The level of turbulence in the water when the release occurred would likely have contributed to a rapid breakup of the oil on the surface into small patches, which would have been carried by the wind and currents a considerable distance, with further spreading. (link to map)

Evaporation also plays a role. A number of components of oil will evaporate into the atmosphere, reducing the volume remaining on the sea surface.

What do Husky's Atlantic region operations consist of?

The SeaRose floating production, storage and offloading (FPSO) vessel is the production vessel for the White Rose field and satellite extensions. It is 272 metres long and 45 metres wide, about the size of three football fields.
It is designed, and intended, to remain on station year-round, however it can disconnect in the event of an emergency.

Development of the White Rose field is based on a subsea tie-back design. This means wells are drilled separately with a mobile offshore drilling unit and connect back to the SeaRose through a network of subsea flowlines.

On board the SeaRose, production is separated into oil, gas and water. Produced water is cleaned to approved limits and discharged into the ocean. Gas is either used to help power the facility, or is reinjected into the reservoir to support production.

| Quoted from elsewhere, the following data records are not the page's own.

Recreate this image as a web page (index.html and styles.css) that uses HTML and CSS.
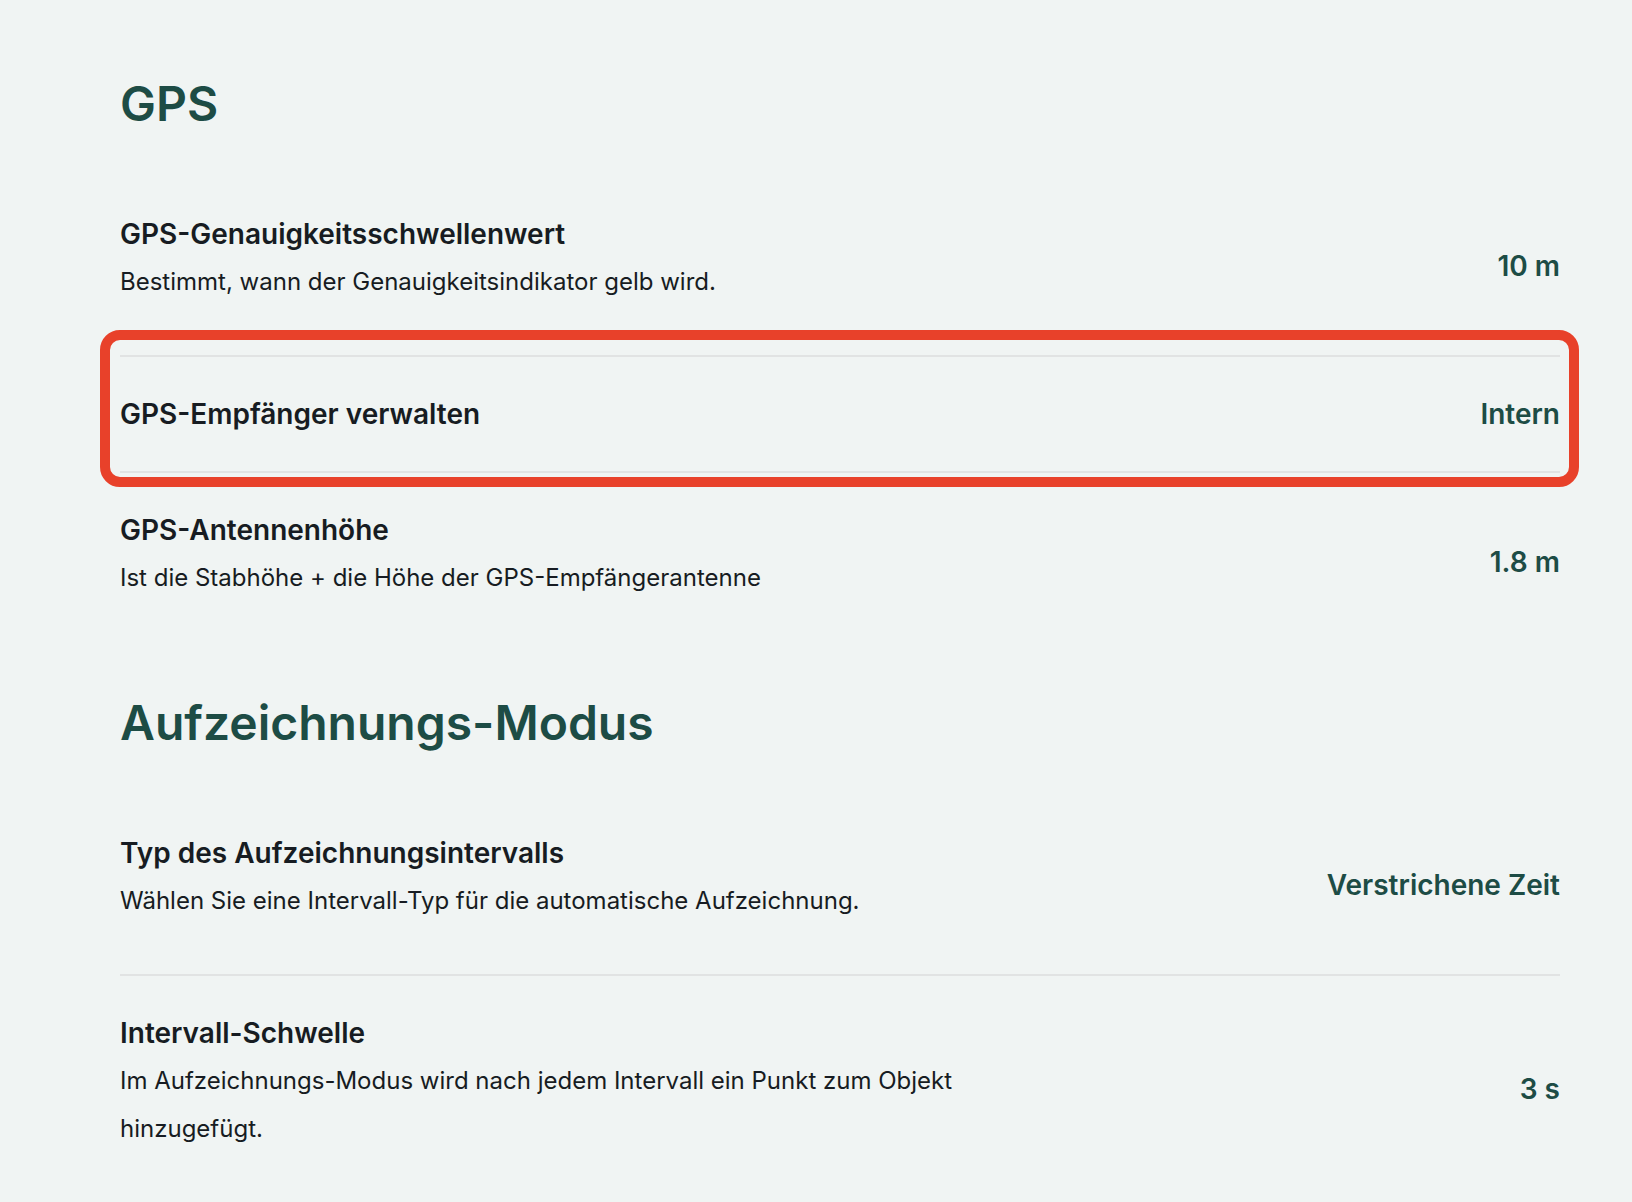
FILE: index.html
```html
<!DOCTYPE html>
<html lang="de">
<head>
<meta charset="utf-8">
<title>Einstellungen</title>
<link rel="stylesheet" href="styles.css">
</head>
<body>
  <div class="page">

    <section class="section">
      <h2 class="section-title">GPS</h2>

      <div class="row">
        <div class="row-text">
          <div class="row-title">GPS-Genauigkeitsschwellenwert</div>
          <div class="row-desc">Bestimmt, wann der Genauigkeitsindikator gelb wird.</div>
        </div>
        <div class="row-value">10 m</div>
      </div>

      <div class="row row-marked">
        <div class="row-text">
          <div class="row-title">GPS-Empfänger verwalten</div>
        </div>
        <div class="row-value">Intern</div>
        <div class="mark"></div>
      </div>

      <div class="row">
        <div class="row-text">
          <div class="row-title">GPS-Antennenhöhe</div>
          <div class="row-desc">Ist die Stabhöhe + die Höhe der GPS-Empfängerantenne</div>
        </div>
        <div class="row-value">1.8 m</div>
      </div>
    </section>

    <section class="section">
      <h2 class="section-title">Aufzeichnungs-Modus</h2>

      <div class="row">
        <div class="row-text">
          <div class="row-title">Typ des Aufzeichnungsintervalls</div>
          <div class="row-desc">Wählen Sie eine Intervall-Typ für die automatische Aufzeichnung.</div>
        </div>
        <div class="row-value">Verstrichene Zeit</div>
      </div>

      <div class="row">
        <div class="row-text">
          <div class="row-title">Intervall-Schwelle</div>
          <div class="row-desc">Im Aufzeichnungs-Modus wird nach jedem Intervall ein Punkt zum Objekt hinzugefügt.</div>
        </div>
        <div class="row-value">3 s</div>
      </div>
    </section>

  </div>
</body>
</html>
```
FILE: styles.css
```css
html, body
{
  margin: 0;
  padding: 0;
  background: #f0f4f3;
}

body
{
  font-family: Inter, "Noto Sans", "Liberation Sans", sans-serif;
  color: #171c22;
}

.page
{
  padding: 32px 72px 0 120px;
}

.section-title /* section heading */
{
  margin: 42px 0 43px;
  font-size: 48px;
  line-height: 60px;
  font-weight: 600;
  color: #1d4c45;
}

.row
{
  display: flex;
  align-items: center;
  justify-content: space-between;
  gap: 40px;
  padding: 33px 0;
}

.row + .row { border-top: 2px solid #e1e3e3; }

.row-text { max-width: 900px; }

.row-title
{
  font-size: 28px;
  line-height: 48px;
  font-weight: 600;
}

.row-desc
{
  font-size: 24px;
  line-height: 48px;
  padding-bottom: 16px;
}

.row-value
{
  flex: none;
  font-size: 28px;
  font-weight: 600;
  color: #1d4c45;
}

/* highlight frame drawn over the row */
.row-marked { position: relative; }

.mark
{
  position: absolute;
  top: -27px;
  left: -20px;
  right: -19px;
  bottom: -16px;
  border: 10px solid #e8412a;
  border-radius: 20px;
  pointer-events: none;
}
```
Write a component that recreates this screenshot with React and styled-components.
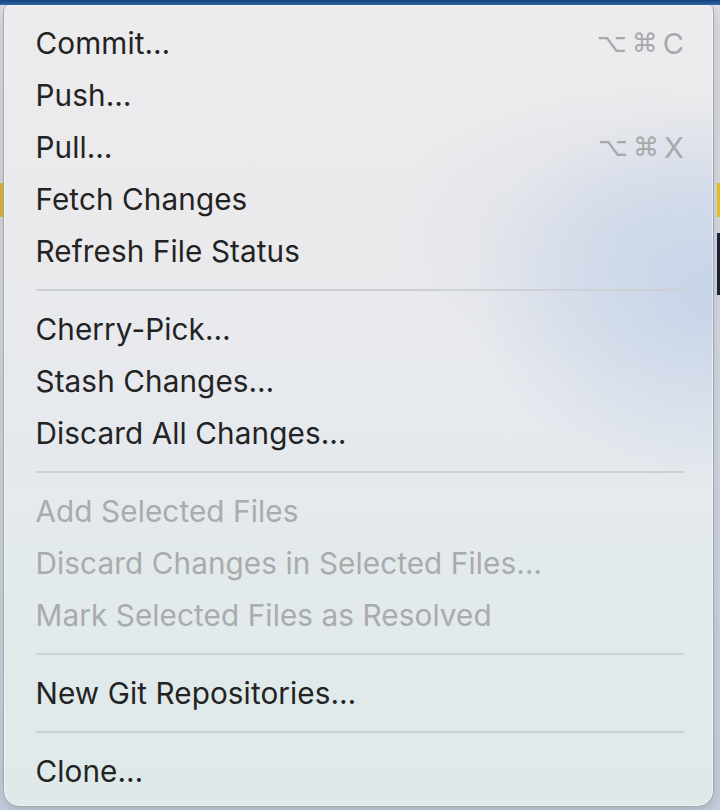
import React from 'react'
import styled, { createGlobalStyle } from 'styled-components'

const GlobalStyle = createGlobalStyle`
  html, body {
    margin: 0;
    padding: 0;
    background: #d6dbe3;
  }
  body {
    font-family: Inter, "Noto Sans", "Liberation Sans", sans-serif;
    -webkit-font-smoothing: antialiased;
  }
`

const items = [
  { label: 'Commit…', keys: ['⌥', '⌘', 'C'] },
  { label: 'Push…' },
  { label: 'Pull…', keys: ['⌥', '⌘', 'X'] },
  { label: 'Fetch Changes' },
  { label: 'Refresh File Status' },
  'sep',
  { label: 'Cherry-Pick…' },
  { label: 'Stash Changes…' },
  { label: 'Discard All Changes…' },
  'sep',
  { label: 'Add Selected Files', disabled: true },
  { label: 'Discard Changes in Selected Files…', disabled: true },
  { label: 'Mark Selected Files as Resolved', disabled: true },
  'sep',
  { label: 'New Git Repositories…' },
  'sep',
  { label: 'Clone…' },
]

function App() {
  return (
    <Screen>
      <GlobalStyle />
      <TitleStrip />
      <Desk>
        <LeftEdge>
          <EdgeBlock $color="#e3bf2c" $top={178} $height={34} />
        </LeftEdge>
        <Menu>
          {items.map((item, i) =>
            item === 'sep' ? (
              <Separator key={i} />
            ) : (
              <Item key={i} $disabled={item.disabled}>
                <span>{item.label}</span>
                {item.keys && (
                  <Shortcut>
                    {item.keys.map((k, j) => (
                      <Key key={j} $glyph={j < 2}>{k}</Key>
                    ))}
                  </Shortcut>
                )}
              </Item>
            )
          )}
        </Menu>
        <RightEdge>
          <EdgeBlock $color="#e6bd1f" $top={178} $height={34} />
          <EdgeBlock $color="#1b2237" $top={16} $height={62} />
        </RightEdge>
      </Desk>
    </Screen>
  )
}

export default App

const Screen = styled.div`
  width: 720px;
  height: 810px;
  overflow: hidden;
  display: flex;
  flex-direction: column;
  background: linear-gradient(180deg, #dfe1e6 0%, #d3dbe6 60%, #c9d3e2 100%);
`

const TitleStrip = styled.div`
  height: 5px;
  flex: none;
  background: linear-gradient(180deg, #17457c 0%, #2c6bb0 100%);
`

const Desk = styled.div`
  flex: 1;
  display: flex;
  align-items: flex-start;
`

const LeftEdge = styled.div`
  width: 3px;
  flex: none;
  display: flex;
  flex-direction: column;
`

const RightEdge = styled.div`
  flex: 1;
  display: flex;
  flex-direction: column;
  padding-left: 3px;
`

const EdgeBlock = styled.div`
  margin-top: ${p => p.$top}px;
  height: ${p => p.$height}px;
  background: ${p => p.$color};
`

const Menu = styled.div`
  width: 711px;
  height: 802px;
  box-sizing: border-box;
  padding: 12px 29px 10px 31.5px;
  border-radius: 6px 6px 16px 16px;
  border: 1.5px solid #a3a6ab;
  border-top: none;
  background:
    radial-gradient(ellipse 240px 190px at 710px 290px, rgba(196, 210, 232, 0.95), rgba(196, 210, 232, 0) 100%),
    radial-gradient(ellipse 260px 150px at 640px 230px, rgba(205, 215, 232, 0.55), rgba(205, 215, 232, 0) 100%),
    linear-gradient(180deg, #ecebed 0%, #eaeaec 30%, #e6e9ee 50%, #e2eaeb 75%, #dfe9ea 100%);
  box-shadow: inset 0 0 0 1px rgba(255, 255, 255, 0.45), 0 6px 18px rgba(0, 0, 0, 0.18);
  display: flex;
  flex-direction: column;
`

const Item = styled.div`
  height: 52px;
  flex: none;
  display: flex;
  align-items: center;
  justify-content: space-between;
  font-size: 29.7px;
  letter-spacing: 0.1px;
  color: ${p => (p.$disabled ? '#a9abad' : '#232323')};
  white-space: nowrap;
`

const Shortcut = styled.span`
  display: flex;
  align-items: center;
  gap: 3px;
  color: #a7a8aa;
`

const Key = styled.span`
  font-family: ${p => (p.$glyph ? '"DejaVu Sans", sans-serif' : 'Inter, "Liberation Sans", sans-serif')};
  font-size: ${p => (p.$glyph ? '26px' : '29px')};
  width: ${p => (p.$glyph ? '30px' : 'auto')};
  text-align: center;
`

const Separator = styled.div`
  height: 26px;
  flex: none;
  display: flex;
  align-items: center;

  &::before {
    content: '';
    flex: 1;
    height: 2px;
    background: #cdd0d4;
  }
`
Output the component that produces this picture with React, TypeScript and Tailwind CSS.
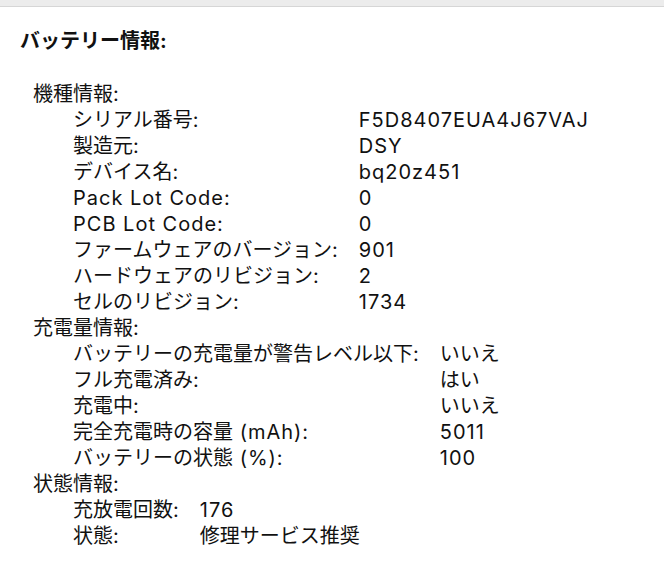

Oil is processed and stored in the vessel's cargo tanks before being offloaded to tankers for shipment to market.

Operations also include the Henry Goodrich drilling rig and supply and service vessels that support the offshore operations.

When will you resume operations?

Production operations at the White Rose field remain suspended until a full inspection of all facilities is completed, we are convinced it is safe to resume operations and Husky receives the support and approval of the Canada-Newfoundland Offshore Petroleum Board.